• What is asked:
Produce a word-for-word copy of the listing below without its pictures.

- - -

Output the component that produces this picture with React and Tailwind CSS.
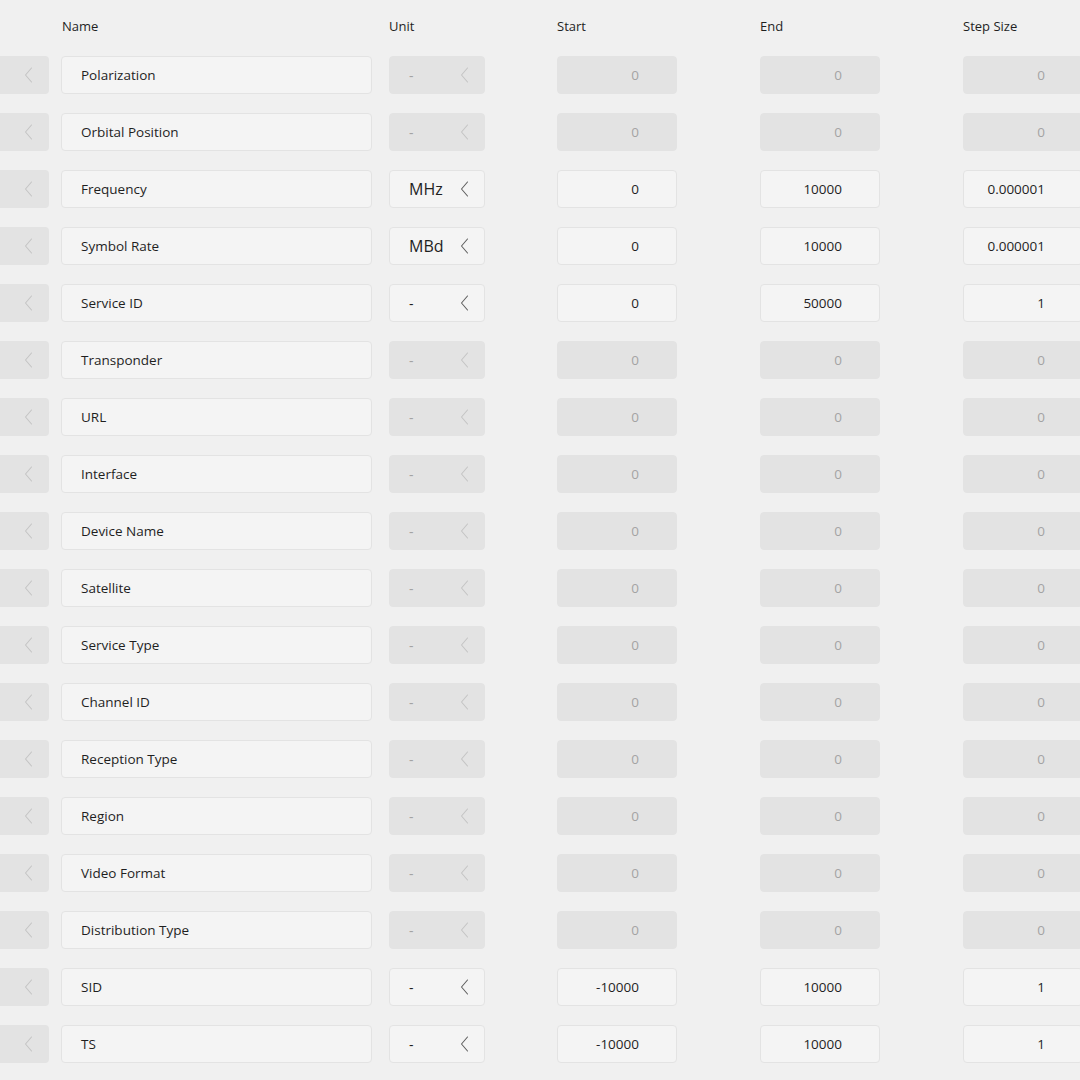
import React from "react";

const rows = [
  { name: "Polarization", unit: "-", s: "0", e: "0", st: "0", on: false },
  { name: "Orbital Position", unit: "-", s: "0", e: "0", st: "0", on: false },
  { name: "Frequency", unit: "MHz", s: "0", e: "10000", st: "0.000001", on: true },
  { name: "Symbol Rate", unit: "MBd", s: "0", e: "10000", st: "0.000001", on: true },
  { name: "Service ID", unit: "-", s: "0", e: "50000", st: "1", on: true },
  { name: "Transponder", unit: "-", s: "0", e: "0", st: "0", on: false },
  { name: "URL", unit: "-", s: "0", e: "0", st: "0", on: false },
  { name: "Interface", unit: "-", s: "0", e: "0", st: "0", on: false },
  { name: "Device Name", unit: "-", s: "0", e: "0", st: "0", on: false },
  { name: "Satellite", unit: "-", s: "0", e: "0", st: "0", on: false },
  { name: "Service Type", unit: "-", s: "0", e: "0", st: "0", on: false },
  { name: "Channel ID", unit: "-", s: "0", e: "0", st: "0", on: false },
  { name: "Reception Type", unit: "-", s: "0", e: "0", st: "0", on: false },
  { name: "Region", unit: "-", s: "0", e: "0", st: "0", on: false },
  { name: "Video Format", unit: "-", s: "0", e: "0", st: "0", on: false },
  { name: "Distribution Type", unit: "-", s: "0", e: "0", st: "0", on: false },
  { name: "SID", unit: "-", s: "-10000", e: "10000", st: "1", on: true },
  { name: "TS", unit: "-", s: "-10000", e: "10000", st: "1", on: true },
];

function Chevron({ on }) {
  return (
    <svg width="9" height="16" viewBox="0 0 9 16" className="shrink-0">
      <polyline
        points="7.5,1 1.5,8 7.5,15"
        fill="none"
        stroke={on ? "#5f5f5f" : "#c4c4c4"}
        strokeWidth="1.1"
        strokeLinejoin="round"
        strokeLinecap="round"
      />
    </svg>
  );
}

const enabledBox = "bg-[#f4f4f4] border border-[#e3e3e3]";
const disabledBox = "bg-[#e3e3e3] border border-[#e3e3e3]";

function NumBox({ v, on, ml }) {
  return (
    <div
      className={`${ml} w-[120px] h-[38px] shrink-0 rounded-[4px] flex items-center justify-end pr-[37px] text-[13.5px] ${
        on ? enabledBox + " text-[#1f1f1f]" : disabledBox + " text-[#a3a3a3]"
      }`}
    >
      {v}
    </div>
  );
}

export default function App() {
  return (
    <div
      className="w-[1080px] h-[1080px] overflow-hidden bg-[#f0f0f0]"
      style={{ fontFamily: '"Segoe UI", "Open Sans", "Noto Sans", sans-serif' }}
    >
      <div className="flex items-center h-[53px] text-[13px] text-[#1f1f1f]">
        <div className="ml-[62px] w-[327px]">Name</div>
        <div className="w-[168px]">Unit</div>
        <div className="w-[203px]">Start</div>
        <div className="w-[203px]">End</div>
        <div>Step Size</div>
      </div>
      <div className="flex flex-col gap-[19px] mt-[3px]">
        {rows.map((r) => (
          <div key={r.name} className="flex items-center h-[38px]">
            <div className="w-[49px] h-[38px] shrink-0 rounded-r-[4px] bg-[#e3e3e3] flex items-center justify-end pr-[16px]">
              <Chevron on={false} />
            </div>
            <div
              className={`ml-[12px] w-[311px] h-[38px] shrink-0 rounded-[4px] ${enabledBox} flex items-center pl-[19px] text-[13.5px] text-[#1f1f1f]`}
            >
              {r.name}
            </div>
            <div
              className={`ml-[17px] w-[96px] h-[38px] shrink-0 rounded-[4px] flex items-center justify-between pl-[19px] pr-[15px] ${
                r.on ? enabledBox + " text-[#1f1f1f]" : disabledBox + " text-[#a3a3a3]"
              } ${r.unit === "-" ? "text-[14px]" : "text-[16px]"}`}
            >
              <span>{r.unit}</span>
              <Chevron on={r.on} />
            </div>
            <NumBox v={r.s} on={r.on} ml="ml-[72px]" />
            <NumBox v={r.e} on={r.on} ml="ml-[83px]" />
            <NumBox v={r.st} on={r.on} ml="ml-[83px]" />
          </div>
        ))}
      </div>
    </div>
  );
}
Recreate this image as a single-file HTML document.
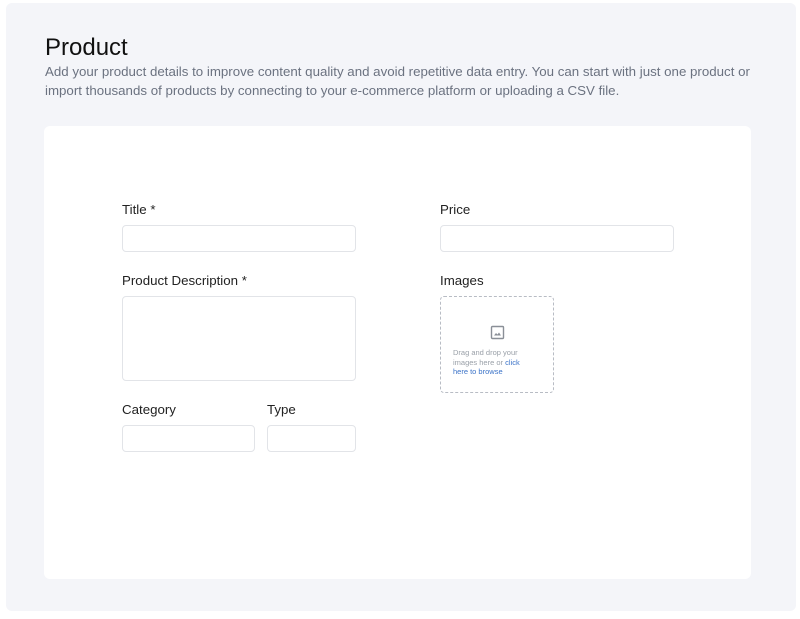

- - -

• Task answer:
Output the component that produces this picture with React and Tailwind CSS.
import React from "react";

const rows = [
  { name: "Polarization", unit: "-", s: "0", e: "0", st: "0", on: false },
  { name: "Orbital Position", unit: "-", s: "0", e: "0", st: "0", on: false },
  { name: "Frequency", unit: "MHz", s: "0", e: "10000", st: "0.000001", on: true },
  { name: "Symbol Rate", unit: "MBd", s: "0", e: "10000", st: "0.000001", on: true },
  { name: "Service ID", unit: "-", s: "0", e: "50000", st: "1", on: true },
  { name: "Transponder", unit: "-", s: "0", e: "0", st: "0", on: false },
  { name: "URL", unit: "-", s: "0", e: "0", st: "0", on: false },
  { name: "Interface", unit: "-", s: "0", e: "0", st: "0", on: false },
  { name: "Device Name", unit: "-", s: "0", e: "0", st: "0", on: false },
  { name: "Satellite", unit: "-", s: "0", e: "0", st: "0", on: false },
  { name: "Service Type", unit: "-", s: "0", e: "0", st: "0", on: false },
  { name: "Channel ID", unit: "-", s: "0", e: "0", st: "0", on: false },
  { name: "Reception Type", unit: "-", s: "0", e: "0", st: "0", on: false },
  { name: "Region", unit: "-", s: "0", e: "0", st: "0", on: false },
  { name: "Video Format", unit: "-", s: "0", e: "0", st: "0", on: false },
  { name: "Distribution Type", unit: "-", s: "0", e: "0", st: "0", on: false },
  { name: "SID", unit: "-", s: "-10000", e: "10000", st: "1", on: true },
  { name: "TS", unit: "-", s: "-10000", e: "10000", st: "1", on: true },
];

function Chevron({ on }) {
  return (
    <svg width="9" height="16" viewBox="0 0 9 16" className="shrink-0">
      <polyline
        points="7.5,1 1.5,8 7.5,15"
        fill="none"
        stroke={on ? "#5f5f5f" : "#c4c4c4"}
        strokeWidth="1.1"
        strokeLinejoin="round"
        strokeLinecap="round"
      />
    </svg>
  );
}

const enabledBox = "bg-[#f4f4f4] border border-[#e3e3e3]";
const disabledBox = "bg-[#e3e3e3] border border-[#e3e3e3]";

function NumBox({ v, on, ml }) {
  return (
    <div
      className={`${ml} w-[120px] h-[38px] shrink-0 rounded-[4px] flex items-center justify-end pr-[37px] text-[13.5px] ${
        on ? enabledBox + " text-[#1f1f1f]" : disabledBox + " text-[#a3a3a3]"
      }`}
    >
      {v}
    </div>
  );
}

export default function App() {
  return (
    <div
      className="w-[1080px] h-[1080px] overflow-hidden bg-[#f0f0f0]"
      style={{ fontFamily: '"Segoe UI", "Open Sans", "Noto Sans", sans-serif' }}
    >
      <div className="flex items-center h-[53px] text-[13px] text-[#1f1f1f]">
        <div className="ml-[62px] w-[327px]">Name</div>
        <div className="w-[168px]">Unit</div>
        <div className="w-[203px]">Start</div>
        <div className="w-[203px]">End</div>
        <div>Step Size</div>
      </div>
      <div className="flex flex-col gap-[19px] mt-[3px]">
        {rows.map((r) => (
          <div key={r.name} className="flex items-center h-[38px]">
            <div className="w-[49px] h-[38px] shrink-0 rounded-r-[4px] bg-[#e3e3e3] flex items-center justify-end pr-[16px]">
              <Chevron on={false} />
            </div>
            <div
              className={`ml-[12px] w-[311px] h-[38px] shrink-0 rounded-[4px] ${enabledBox} flex items-center pl-[19px] text-[13.5px] text-[#1f1f1f]`}
            >
              {r.name}
            </div>
            <div
              className={`ml-[17px] w-[96px] h-[38px] shrink-0 rounded-[4px] flex items-center justify-between pl-[19px] pr-[15px] ${
                r.on ? enabledBox + " text-[#1f1f1f]" : disabledBox + " text-[#a3a3a3]"
              } ${r.unit === "-" ? "text-[14px]" : "text-[16px]"}`}
            >
              <span>{r.unit}</span>
              <Chevron on={r.on} />
            </div>
            <NumBox v={r.s} on={r.on} ml="ml-[72px]" />
            <NumBox v={r.e} on={r.on} ml="ml-[83px]" />
            <NumBox v={r.st} on={r.on} ml="ml-[83px]" />
          </div>
        ))}
      </div>
    </div>
  );
}
Recreate this image as a single-file HTML document.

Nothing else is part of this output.